Why choose least squares as our method of assessing errors?

One argument is from *maximum likelihood estimation*. Imagine we have a sample of data $v_1,...,v_n$ that comes from a distribution that depends on some unknown parameter $\theta$:

$$p(v_1,...v_n|\theta)$$

If we didn't know $\theta$ we could turn around and think of this quantity as the likelihood of  $\theta$ given the sample:

$$L(\theta|v_1,...,v_n)$$

Under with approach, the most likely $\theta$ is the value that maximises this likelihood function - that is, the value that makes the observed data the most probable.
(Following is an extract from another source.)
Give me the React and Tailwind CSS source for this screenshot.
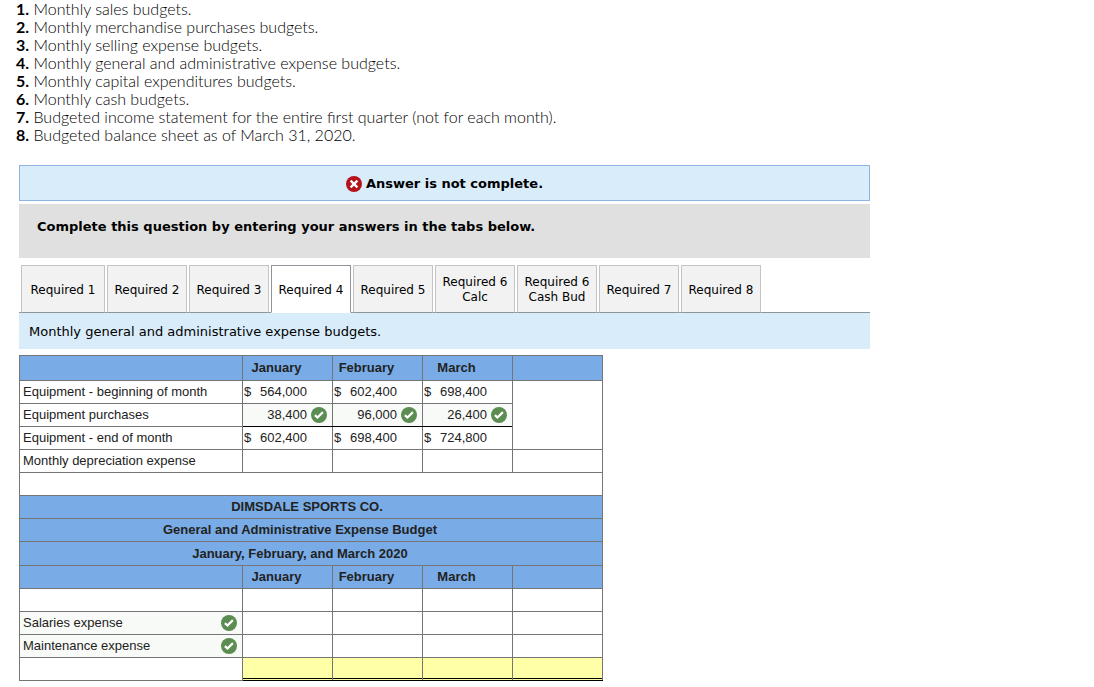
import { useState } from 'react'

const requirements = [
  'Monthly sales budgets.',
  'Monthly merchandise purchases budgets.',
  'Monthly selling expense budgets.',
  'Monthly general and administrative expense budgets.',
  'Monthly capital expenditures budgets.',
  'Monthly cash budgets.',
  'Budgeted income statement for the entire first quarter (not for each month).',
  'Budgeted balance sheet as of March 31, 2020.',
]

const tabs = [
  'Required 1',
  'Required 2',
  'Required 3',
  'Required 4',
  'Required 5',
  'Required 6 Calc',
  'Required 6 Cash Bud',
  'Required 7',
  'Required 8',
]

const months = ['January', 'February', 'March']

const cell = 'border border-[#757575] p-0'

const CheckIcon = () => (
  <svg viewBox="0 0 16 16" className="w-4 h-4 shrink-0" role="img" aria-label="Correct">
    <circle cx="8" cy="8" r="8" fill="#5b8c51" />
    <path d="M3.9 8.1l2.6 2.4 5.4-5.4" fill="none" stroke="#fff" strokeWidth="2.2" />
  </svg>
)

const CrossIcon = () => (
  <svg viewBox="0 0 16 16" className="w-4 h-4 shrink-0" aria-hidden="true">
    <circle cx="8" cy="8" r="8" fill="#b5121b" />
    <path d="M4.6 4.6l6.8 6.8M11.4 4.6l-6.8 6.8" fill="none" stroke="#fff" strokeWidth="2.2" />
  </svg>
)

const MonthHeader = () => (
  <>
    <td className={cell}></td>
    {months.map((month) => (
      <th key={month} scope="col" className={`${cell} pr-[22px] text-center font-bold`}>{month}</th>
    ))}
    <td className={cell}></td>
  </>
)

const Label = ({ children, correct }) => (
  <th scope="row" className={`${cell} text-left font-normal ${correct ? 'bg-[#f8faf7]' : ''}`}>
    <div className="flex items-center justify-between pl-[3px] pr-[5px]">
      <span>{children}</span>
      {correct && <CheckIcon />}
    </div>
  </th>
)

const Amount = ({ value, dollar, correct }) => (
  <td className={`${cell} ${correct ? 'bg-[#f8faf7] border-b-black' : ''}`}>
    <div className="flex items-center gap-1 pl-px pr-[5px]">
      <span>{dollar ? '$' : ''}</span>
      <span className="flex-1 text-right">{value}</span>
      <span className="w-4">{correct && <CheckIcon />}</span>
    </div>
  </td>
)

const EmptyCells = ({ count }) =>
  Array.from({ length: count }, (_, i) => <td key={i} className={cell}></td>)

const TitleRow = ({ children, className }) => (
  <tr className={`bg-[#79ace6] ${className}`}>
    <th colSpan={5} className={`${cell} text-center font-bold`}>{children}</th>
  </tr>
)

const BudgetTable = () => (
  <table className="mt-[6px] w-[584px] table-fixed border-collapse font-['Liberation_Sans',Arial,sans-serif] text-[13px] leading-4 text-[#222]">
    <colgroup>
      <col className="w-[223px]" />
      <col className="w-[90px]" />
      <col className="w-[90px]" />
      <col className="w-[90px]" />
      <col className="w-[90px]" />
    </colgroup>
    <tbody>
      <tr className="h-[25px] bg-[#79ace6]"><MonthHeader /></tr>
      <tr className="h-[23px]">
        <Label>Equipment - beginning of month</Label>
        <Amount dollar value="564,000" />
        <Amount dollar value="602,400" />
        <Amount dollar value="698,400" />
        <td rowSpan={3} className={cell}></td>
      </tr>
      <tr className="h-[23px]">
        <Label>Equipment purchases</Label>
        <Amount correct value="38,400" />
        <Amount correct value="96,000" />
        <Amount correct value="26,400" />
      </tr>
      <tr className="h-[23px]">
        <Label>Equipment - end of month</Label>
        <Amount dollar value="602,400" />
        <Amount dollar value="698,400" />
        <Amount dollar value="724,800" />
      </tr>
      <tr className="h-[23px]">
        <Label>Monthly depreciation expense</Label>
        <EmptyCells count={4} />
      </tr>
      <tr className="h-[23px]">
        <td colSpan={5} className={cell}></td>
      </tr>
      <TitleRow className="h-[23px]"><span className="pr-2">DIMSDALE SPORTS CO.</span></TitleRow>
      <TitleRow className="h-[23px]"><span className="pr-[22px]">General and Administrative Expense Budget</span></TitleRow>
      <TitleRow className="h-[24px]"><span className="pr-[22px]">January, February, and March 2020</span></TitleRow>
      <tr className="h-[23px] bg-[#79ace6]"><MonthHeader /></tr>
      <tr className="h-[23px]"><EmptyCells count={5} /></tr>
      <tr className="h-[23px]">
        <Label correct>Salaries expense</Label>
        <EmptyCells count={4} />
      </tr>
      <tr className="h-[23px]">
        <Label correct>Maintenance expense</Label>
        <EmptyCells count={4} />
      </tr>
      {/* totals, ruled off with a double line */}
      <tr className="h-[23px]">
        <td className={cell}></td>
        {[0, 1, 2, 3].map((i) => (
          <td key={i} className="border border-x-[#757575] border-y-black bg-[#ffffa8] p-0 pb-px">
            <div className="h-[21px] border-b border-black"></div>
          </td>
        ))}
      </tr>
    </tbody>
  </table>
)

const App = () => {
  const [active, setActive] = useState('Required 4')

  return (
    <main className="min-h-screen bg-white font-['DejaVu_Sans',Verdana,sans-serif] text-[13px] text-black">
      <ol className="pl-4 font-['Lato',sans-serif] text-base leading-[18px] font-light text-black">
        {requirements.map((text, i) => (
          <li key={text}><b className="font-bold">{i + 1}.</b> {text}</li>
        ))}
      </ol>

      <section className="mt-[21px] ml-[19px] max-w-[851px]">
        <div className="flex h-9 items-center justify-center gap-1 border border-[#8db4e2] bg-[#d9ecfa] pt-[2px] font-bold">
          <CrossIcon />
          Answer is not complete.
        </div>

        <p className="mt-[3px] bg-[#e0e0e0] px-[18px] pt-[15px] pb-[23px] leading-4 font-bold">
          Complete this question by entering your answers in the tabs below.
        </p>

        <div role="tablist" className="mt-[7px] flex gap-[2px] border-b border-[#8e9499] pl-[2px] text-xs leading-[15px]">
          {tabs.map((tab) => (
            <button
              key={tab}
              type="button"
              role="tab"
              aria-selected={tab === active}
              onClick={() => setActive(tab)}
              className={`h-12 w-20 -mb-px cursor-pointer border px-1 pt-[2px] first:w-[84px] ${
                tab === active
                  ? 'border-[#8e9499] border-b-white bg-white'
                  : 'border-[#c4c4c4] border-b-[#8e9499] bg-[#f2f2f2]'
              }`}
            >
              {tab}
            </button>
          ))}
        </div>

        <div role="tabpanel">
          <p className="bg-[#d9ecfa] px-[10px] pt-[11px] pb-[9px] leading-4">Monthly general and administrative expense budgets.</p>
          <BudgetTable />
        </div>
      </section>
    </main>
  )
}

export default App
Given a continuous distribution where we have a probability density function rather than a mass function, we can do the same thing.

One assumption that's made about simple linear regression models is that the regression errors are normally distributed with mean 0 and some (known) standard deviation $\sigma$. If thats the case, then the likelihood based on seeing a pair `(x_i, y_i)` is:

$$L(\alpha,\beta|x_i,y_i,\sigma) = (1/\sqrt(2\pi\sigma))exp(-(y_i - \alpha - \beta x_i)^2/(2\sigma^2))$$

The likelihood based on the entire dataset is the product of the individual likelihoods, which is largest precisely when `alpha` and `beta` are chosen to minimise the sum of squared errors.

Therefore, in this case, under these assumptions, minimising the sum of squared errors is equivalent to maximising the likelihood of the observed data.